What if we were 10 times bolder?
What belief would we have to let go of to make this real?
Then reverse-engineer the first three steps. Make the goal real, not abstract. Share it with your team. Expect resistance. That’s the sign you’re on the right track. Track weekly progress in a public way. Celebrate the effort, not just the win. That’s how you build momentum.
Most people are hired to fill a role. But they stay because they’re inspired by a mission.
Your job as a leader is not to hand out tasks. It’s to hand out meaning. Vision-Driven Inspiration is how you do that - by starting with “why,” speaking from the heart, linking growth to purpose, and challenging your team to rise.
This isn’t fluff. It’s leadership at its highest level. Because in the end, people don’t follow you for what you do. They follow you for where you’re going - and who you help them become along the way.

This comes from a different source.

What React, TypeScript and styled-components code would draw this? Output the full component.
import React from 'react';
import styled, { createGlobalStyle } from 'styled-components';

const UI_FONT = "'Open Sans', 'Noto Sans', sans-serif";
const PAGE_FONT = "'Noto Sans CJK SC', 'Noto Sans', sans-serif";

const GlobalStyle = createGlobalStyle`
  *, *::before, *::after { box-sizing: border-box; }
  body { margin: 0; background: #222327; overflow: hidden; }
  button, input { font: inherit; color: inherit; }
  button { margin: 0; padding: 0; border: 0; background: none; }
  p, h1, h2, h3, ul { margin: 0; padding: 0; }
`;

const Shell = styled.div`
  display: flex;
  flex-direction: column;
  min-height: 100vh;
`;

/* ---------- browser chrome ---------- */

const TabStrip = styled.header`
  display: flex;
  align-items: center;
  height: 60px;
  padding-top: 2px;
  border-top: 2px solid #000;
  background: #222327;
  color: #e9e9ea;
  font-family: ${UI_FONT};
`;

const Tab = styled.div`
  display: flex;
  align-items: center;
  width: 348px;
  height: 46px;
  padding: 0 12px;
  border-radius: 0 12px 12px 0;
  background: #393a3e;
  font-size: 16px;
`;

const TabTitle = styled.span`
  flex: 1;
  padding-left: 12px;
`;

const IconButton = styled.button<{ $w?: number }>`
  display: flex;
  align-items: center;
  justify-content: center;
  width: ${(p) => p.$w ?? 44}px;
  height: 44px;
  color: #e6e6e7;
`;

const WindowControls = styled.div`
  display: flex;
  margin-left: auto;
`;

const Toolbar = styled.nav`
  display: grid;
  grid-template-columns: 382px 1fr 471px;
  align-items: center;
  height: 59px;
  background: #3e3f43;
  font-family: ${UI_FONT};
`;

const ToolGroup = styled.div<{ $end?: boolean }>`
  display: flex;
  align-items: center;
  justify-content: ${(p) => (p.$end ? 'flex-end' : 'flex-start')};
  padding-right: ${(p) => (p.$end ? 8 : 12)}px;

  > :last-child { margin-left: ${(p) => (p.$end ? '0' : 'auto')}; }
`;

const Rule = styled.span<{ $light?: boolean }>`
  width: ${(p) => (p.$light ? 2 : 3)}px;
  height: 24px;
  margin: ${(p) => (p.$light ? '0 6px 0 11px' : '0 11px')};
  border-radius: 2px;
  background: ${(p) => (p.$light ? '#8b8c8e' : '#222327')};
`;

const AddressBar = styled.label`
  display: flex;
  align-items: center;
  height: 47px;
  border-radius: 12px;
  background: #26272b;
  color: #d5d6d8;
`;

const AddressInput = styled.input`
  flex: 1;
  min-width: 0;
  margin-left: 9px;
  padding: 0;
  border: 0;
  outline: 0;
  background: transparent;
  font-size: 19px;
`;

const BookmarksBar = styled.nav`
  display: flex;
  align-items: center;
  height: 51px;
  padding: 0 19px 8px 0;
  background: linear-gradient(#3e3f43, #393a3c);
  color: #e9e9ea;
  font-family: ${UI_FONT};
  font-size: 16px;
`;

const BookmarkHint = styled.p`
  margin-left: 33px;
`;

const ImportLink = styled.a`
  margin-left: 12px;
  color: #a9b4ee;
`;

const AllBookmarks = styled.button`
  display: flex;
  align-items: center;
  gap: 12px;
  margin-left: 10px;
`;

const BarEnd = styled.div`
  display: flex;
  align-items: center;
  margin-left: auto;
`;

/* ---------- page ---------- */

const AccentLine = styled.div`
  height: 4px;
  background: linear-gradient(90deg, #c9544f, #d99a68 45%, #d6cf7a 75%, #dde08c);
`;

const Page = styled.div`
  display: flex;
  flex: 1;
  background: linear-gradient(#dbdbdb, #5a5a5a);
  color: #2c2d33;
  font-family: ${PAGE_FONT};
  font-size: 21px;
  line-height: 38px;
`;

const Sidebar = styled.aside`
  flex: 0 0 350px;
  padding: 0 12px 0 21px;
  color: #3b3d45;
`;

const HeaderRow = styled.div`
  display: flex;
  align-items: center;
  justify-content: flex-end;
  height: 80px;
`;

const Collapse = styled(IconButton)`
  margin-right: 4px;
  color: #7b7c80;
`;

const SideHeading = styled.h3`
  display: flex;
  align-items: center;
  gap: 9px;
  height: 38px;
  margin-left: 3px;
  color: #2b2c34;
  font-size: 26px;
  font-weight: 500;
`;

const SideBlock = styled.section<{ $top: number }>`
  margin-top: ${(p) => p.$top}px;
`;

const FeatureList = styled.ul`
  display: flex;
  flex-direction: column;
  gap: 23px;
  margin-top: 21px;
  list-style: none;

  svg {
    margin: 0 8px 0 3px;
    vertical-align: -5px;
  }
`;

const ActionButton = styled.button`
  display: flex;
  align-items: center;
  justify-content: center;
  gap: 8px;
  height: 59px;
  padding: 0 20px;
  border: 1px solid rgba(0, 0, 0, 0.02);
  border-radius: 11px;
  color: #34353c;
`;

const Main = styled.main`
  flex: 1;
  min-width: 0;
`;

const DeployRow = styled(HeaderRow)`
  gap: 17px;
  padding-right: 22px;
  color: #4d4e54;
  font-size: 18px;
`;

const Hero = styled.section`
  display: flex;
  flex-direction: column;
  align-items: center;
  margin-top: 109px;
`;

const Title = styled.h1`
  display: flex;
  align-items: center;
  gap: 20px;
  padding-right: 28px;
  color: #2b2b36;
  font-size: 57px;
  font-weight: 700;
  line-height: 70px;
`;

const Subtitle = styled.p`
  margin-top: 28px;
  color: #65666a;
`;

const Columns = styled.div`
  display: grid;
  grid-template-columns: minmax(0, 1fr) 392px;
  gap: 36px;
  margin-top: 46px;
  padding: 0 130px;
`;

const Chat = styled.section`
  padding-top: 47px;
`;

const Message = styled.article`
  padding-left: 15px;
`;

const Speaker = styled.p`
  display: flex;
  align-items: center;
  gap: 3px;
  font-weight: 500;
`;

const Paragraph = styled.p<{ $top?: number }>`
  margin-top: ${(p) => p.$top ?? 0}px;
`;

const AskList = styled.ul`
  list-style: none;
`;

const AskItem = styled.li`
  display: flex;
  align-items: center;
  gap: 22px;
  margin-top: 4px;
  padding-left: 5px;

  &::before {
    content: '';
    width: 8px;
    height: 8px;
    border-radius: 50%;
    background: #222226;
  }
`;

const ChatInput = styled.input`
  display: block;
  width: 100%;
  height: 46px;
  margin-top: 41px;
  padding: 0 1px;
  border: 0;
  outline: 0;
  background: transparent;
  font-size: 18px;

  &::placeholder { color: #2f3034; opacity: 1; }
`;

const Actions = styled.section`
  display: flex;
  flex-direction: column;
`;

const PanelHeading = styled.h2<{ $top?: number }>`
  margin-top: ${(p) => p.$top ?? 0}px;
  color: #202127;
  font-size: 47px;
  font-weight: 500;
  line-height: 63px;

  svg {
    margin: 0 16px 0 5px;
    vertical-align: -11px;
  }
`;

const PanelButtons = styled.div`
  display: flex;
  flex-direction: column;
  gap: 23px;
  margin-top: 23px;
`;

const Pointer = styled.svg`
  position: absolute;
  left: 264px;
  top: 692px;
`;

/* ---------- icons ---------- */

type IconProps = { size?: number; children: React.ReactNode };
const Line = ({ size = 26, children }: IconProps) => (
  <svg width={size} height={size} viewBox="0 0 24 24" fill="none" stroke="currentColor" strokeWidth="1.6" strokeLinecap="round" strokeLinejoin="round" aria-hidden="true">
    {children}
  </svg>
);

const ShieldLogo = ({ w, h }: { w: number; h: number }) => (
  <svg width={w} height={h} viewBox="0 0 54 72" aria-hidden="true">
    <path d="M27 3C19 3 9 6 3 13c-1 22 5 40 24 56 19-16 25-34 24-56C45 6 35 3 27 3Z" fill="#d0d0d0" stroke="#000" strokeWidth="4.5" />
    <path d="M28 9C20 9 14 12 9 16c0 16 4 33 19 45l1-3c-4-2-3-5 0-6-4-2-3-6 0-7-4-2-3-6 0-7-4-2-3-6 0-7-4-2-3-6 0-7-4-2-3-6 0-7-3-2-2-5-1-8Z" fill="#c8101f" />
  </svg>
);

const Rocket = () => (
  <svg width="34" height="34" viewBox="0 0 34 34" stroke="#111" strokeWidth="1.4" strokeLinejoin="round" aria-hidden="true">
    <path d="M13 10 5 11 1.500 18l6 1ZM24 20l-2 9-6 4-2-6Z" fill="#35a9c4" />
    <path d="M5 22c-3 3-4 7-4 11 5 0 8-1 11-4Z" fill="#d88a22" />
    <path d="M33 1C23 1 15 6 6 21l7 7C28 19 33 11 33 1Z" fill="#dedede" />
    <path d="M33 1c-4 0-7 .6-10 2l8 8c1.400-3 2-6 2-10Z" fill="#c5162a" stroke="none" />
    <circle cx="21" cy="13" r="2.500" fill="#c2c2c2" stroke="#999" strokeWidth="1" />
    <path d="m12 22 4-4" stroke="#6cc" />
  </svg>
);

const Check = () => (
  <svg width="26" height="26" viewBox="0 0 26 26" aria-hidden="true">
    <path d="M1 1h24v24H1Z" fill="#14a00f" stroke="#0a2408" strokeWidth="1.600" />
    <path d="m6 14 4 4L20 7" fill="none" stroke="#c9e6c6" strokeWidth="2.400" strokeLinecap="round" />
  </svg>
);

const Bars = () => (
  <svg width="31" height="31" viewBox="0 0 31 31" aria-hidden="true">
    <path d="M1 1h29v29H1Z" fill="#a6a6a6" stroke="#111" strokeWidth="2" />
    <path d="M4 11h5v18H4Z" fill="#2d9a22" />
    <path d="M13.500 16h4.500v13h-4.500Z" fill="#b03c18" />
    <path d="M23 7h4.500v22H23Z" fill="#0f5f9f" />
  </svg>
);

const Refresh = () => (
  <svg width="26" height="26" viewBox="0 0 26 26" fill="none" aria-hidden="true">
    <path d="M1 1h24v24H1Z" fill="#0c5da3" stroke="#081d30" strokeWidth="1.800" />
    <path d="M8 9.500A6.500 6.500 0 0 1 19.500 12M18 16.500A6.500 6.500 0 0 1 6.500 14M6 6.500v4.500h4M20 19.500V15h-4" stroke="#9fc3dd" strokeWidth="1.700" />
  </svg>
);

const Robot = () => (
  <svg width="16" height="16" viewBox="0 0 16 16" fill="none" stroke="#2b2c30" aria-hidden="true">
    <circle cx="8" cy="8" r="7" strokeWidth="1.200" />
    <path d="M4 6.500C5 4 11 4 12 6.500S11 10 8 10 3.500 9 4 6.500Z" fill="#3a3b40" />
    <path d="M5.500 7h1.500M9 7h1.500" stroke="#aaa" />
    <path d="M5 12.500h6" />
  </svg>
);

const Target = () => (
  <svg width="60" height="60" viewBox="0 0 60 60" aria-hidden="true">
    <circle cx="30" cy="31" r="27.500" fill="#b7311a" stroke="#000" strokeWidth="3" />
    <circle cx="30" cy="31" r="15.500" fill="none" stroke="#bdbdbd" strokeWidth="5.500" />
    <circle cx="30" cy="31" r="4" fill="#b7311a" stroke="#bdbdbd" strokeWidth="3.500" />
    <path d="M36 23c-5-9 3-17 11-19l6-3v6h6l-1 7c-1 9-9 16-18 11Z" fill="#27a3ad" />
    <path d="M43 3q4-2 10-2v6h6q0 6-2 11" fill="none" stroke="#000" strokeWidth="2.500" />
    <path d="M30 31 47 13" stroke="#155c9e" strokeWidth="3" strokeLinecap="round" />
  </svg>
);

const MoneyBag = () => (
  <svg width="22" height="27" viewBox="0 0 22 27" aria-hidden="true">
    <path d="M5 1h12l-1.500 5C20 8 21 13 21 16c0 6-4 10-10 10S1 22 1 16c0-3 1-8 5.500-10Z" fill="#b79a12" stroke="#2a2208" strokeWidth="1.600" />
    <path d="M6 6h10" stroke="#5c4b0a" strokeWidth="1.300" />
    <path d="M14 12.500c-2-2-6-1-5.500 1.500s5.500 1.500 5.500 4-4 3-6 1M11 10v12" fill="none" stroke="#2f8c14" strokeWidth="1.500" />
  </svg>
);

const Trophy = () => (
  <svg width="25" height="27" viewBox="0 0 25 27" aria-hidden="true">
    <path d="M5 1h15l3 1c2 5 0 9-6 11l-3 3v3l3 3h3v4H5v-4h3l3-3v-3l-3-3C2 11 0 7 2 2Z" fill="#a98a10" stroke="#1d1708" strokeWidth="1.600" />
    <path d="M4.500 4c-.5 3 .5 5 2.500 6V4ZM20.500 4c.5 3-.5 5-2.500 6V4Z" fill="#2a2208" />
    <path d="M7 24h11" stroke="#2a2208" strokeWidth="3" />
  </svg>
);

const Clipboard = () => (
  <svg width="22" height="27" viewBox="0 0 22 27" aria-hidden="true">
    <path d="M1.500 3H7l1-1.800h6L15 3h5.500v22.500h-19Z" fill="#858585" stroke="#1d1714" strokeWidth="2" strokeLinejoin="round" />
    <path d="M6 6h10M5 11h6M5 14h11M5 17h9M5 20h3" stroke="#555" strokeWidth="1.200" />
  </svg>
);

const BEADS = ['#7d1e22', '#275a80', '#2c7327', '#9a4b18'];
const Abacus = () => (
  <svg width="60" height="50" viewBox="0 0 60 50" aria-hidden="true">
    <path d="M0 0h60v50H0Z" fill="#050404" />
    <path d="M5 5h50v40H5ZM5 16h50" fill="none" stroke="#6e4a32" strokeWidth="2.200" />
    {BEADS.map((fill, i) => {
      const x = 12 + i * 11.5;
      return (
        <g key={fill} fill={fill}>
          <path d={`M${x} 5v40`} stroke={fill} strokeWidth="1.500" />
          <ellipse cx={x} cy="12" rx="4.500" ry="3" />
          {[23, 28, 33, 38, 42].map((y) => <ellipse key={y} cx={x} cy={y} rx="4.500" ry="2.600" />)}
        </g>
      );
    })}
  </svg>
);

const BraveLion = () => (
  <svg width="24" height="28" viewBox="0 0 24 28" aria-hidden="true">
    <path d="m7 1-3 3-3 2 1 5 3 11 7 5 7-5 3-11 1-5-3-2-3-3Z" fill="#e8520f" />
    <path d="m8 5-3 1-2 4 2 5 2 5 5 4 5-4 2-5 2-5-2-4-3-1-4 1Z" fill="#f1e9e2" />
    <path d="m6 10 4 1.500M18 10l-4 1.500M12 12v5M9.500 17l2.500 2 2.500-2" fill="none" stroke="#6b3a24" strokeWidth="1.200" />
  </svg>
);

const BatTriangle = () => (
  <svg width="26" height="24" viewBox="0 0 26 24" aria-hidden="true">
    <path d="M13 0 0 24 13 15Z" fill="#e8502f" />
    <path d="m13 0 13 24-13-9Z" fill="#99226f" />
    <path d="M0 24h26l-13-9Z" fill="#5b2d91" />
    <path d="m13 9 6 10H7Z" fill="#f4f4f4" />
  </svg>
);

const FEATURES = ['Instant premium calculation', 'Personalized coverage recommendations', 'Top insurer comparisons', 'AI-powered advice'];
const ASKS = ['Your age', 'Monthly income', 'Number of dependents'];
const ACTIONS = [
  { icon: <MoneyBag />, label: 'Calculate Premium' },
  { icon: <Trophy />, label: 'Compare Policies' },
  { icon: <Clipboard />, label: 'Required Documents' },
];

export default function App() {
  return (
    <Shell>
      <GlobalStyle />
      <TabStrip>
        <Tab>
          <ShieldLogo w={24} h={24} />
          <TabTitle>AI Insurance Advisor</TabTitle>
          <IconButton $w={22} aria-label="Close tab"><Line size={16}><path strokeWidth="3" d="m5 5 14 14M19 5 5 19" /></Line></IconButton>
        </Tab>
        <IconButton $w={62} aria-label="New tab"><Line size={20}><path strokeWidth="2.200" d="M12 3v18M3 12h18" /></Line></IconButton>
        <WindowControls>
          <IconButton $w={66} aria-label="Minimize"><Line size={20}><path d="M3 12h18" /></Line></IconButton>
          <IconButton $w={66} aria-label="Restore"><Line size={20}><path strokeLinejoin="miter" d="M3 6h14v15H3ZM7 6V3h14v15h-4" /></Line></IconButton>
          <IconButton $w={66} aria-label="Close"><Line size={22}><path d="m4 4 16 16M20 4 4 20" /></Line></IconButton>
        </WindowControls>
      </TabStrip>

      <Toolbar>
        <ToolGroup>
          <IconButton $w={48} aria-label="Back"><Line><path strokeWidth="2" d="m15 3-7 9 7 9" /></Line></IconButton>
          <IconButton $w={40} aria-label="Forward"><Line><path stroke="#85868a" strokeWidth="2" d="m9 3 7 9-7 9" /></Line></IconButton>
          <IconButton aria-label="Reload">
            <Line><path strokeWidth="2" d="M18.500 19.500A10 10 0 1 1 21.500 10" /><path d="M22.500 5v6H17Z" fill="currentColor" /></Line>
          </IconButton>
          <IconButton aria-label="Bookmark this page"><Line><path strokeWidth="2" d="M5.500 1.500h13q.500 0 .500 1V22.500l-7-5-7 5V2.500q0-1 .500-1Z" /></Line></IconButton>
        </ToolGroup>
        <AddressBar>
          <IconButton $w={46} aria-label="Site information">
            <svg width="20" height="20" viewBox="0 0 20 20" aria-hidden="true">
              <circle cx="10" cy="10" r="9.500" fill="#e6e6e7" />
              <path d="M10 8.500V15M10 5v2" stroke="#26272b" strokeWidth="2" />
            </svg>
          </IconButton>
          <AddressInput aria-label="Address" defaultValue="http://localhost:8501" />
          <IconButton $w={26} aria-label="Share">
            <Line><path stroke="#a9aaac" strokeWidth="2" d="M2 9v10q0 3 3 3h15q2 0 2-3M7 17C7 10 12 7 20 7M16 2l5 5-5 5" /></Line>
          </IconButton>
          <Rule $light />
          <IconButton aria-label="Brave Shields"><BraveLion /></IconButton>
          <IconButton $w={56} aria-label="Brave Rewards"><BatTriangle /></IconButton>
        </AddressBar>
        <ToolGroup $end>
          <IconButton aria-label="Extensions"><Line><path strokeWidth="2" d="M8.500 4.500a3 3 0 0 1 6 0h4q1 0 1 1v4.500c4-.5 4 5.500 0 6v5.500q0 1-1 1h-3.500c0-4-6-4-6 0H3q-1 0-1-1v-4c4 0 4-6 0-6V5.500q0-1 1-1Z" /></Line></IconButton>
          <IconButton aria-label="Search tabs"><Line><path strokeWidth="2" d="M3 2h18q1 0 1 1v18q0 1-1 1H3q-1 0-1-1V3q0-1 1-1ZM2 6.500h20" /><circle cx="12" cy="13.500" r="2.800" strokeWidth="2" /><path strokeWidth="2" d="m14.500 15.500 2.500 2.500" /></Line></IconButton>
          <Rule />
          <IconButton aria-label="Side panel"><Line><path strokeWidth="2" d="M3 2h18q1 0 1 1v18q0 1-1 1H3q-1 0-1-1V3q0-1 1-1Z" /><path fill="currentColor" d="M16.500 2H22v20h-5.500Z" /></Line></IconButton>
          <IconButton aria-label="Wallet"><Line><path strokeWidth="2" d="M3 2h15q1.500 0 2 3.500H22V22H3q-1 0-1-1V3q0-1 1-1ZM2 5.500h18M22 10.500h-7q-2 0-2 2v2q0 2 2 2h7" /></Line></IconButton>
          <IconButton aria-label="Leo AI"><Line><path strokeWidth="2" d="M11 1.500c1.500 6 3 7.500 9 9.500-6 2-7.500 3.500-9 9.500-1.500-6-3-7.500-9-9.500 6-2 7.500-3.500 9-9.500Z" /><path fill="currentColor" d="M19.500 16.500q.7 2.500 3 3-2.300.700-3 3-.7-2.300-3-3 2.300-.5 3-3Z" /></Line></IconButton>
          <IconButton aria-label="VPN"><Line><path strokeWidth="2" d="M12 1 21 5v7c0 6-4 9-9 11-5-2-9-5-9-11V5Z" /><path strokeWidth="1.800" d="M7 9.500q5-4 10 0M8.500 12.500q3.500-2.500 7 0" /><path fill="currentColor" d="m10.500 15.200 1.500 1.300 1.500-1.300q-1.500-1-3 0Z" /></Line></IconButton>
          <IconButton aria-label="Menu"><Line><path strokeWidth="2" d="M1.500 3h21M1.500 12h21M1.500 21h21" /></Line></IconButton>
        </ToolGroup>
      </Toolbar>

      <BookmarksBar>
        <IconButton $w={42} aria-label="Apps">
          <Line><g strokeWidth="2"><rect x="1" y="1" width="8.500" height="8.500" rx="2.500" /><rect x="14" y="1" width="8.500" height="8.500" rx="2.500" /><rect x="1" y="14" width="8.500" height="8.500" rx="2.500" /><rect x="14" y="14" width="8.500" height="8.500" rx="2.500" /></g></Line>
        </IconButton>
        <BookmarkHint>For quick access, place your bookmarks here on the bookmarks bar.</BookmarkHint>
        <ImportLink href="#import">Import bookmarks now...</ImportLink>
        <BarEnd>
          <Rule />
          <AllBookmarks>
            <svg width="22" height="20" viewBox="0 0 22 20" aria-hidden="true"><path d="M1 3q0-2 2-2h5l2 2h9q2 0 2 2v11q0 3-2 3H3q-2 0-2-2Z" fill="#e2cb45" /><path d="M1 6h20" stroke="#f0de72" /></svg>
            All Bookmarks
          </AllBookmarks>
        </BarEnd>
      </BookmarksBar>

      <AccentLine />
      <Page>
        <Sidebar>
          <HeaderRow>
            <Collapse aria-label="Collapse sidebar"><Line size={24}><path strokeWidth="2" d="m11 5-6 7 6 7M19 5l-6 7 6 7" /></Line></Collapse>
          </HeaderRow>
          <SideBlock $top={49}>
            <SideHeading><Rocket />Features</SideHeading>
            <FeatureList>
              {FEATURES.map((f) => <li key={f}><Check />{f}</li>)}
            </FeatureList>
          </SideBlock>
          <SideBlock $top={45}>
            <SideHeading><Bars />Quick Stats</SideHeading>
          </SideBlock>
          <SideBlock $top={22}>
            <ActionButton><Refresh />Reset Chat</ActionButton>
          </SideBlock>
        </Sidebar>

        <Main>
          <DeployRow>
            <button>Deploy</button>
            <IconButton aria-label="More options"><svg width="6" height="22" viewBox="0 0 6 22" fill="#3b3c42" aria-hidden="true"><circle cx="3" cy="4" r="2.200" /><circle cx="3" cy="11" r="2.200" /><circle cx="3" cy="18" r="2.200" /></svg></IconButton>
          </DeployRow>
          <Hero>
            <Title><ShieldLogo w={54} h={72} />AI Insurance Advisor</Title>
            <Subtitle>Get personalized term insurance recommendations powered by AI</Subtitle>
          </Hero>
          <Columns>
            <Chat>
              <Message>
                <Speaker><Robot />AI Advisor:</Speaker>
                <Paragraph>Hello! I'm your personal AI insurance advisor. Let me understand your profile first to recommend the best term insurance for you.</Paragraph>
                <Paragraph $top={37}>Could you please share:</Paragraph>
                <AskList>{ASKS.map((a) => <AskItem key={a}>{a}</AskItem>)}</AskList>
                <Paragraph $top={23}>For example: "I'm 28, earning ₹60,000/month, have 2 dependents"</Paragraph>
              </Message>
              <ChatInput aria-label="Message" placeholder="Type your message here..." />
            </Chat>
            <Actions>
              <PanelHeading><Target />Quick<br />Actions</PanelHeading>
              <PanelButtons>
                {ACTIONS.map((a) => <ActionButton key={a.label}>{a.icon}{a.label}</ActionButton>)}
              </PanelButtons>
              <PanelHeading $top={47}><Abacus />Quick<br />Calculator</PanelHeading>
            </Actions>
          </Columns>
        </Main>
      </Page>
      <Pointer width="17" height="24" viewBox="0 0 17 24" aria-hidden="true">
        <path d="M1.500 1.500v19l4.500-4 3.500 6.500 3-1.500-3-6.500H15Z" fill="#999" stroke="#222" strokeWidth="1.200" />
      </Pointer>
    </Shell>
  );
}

Define your leadership vision in one clear sentence that explains why your work matters.
Practice delivering your vision with emotional clarity — through story, not just instruction.
Meet with each team member to understand their personal goals and link them to team outcomes.
Design a system to recognize progress toward both personal and collective goals.
Set one bold, stretch goal that reflects your vision — and inspires innovation.
Most organizations are fueled by compliance. “Do what you’re told.” “Hit the target.” “Follow the rules.”
But the best organizations? They run on commitment. On passion. On ownership. And commitment is always born from clarity.
This training doesn’t end with this week. Your leadership won’t transform because you completed a worksheet. It will transform because you keep showing up with vision. With vulnerability. With belief.
Every time you share your mission, someone leans in.
Every time you connect work to purpose, someone feels seen.
Every time you stretch a goal, someone grows.
This is Vision-Driven Inspiration. This is transformational leadership. And this is where you stop managing - and start moving people.
Because people don’t want to be managed. They want to be moved.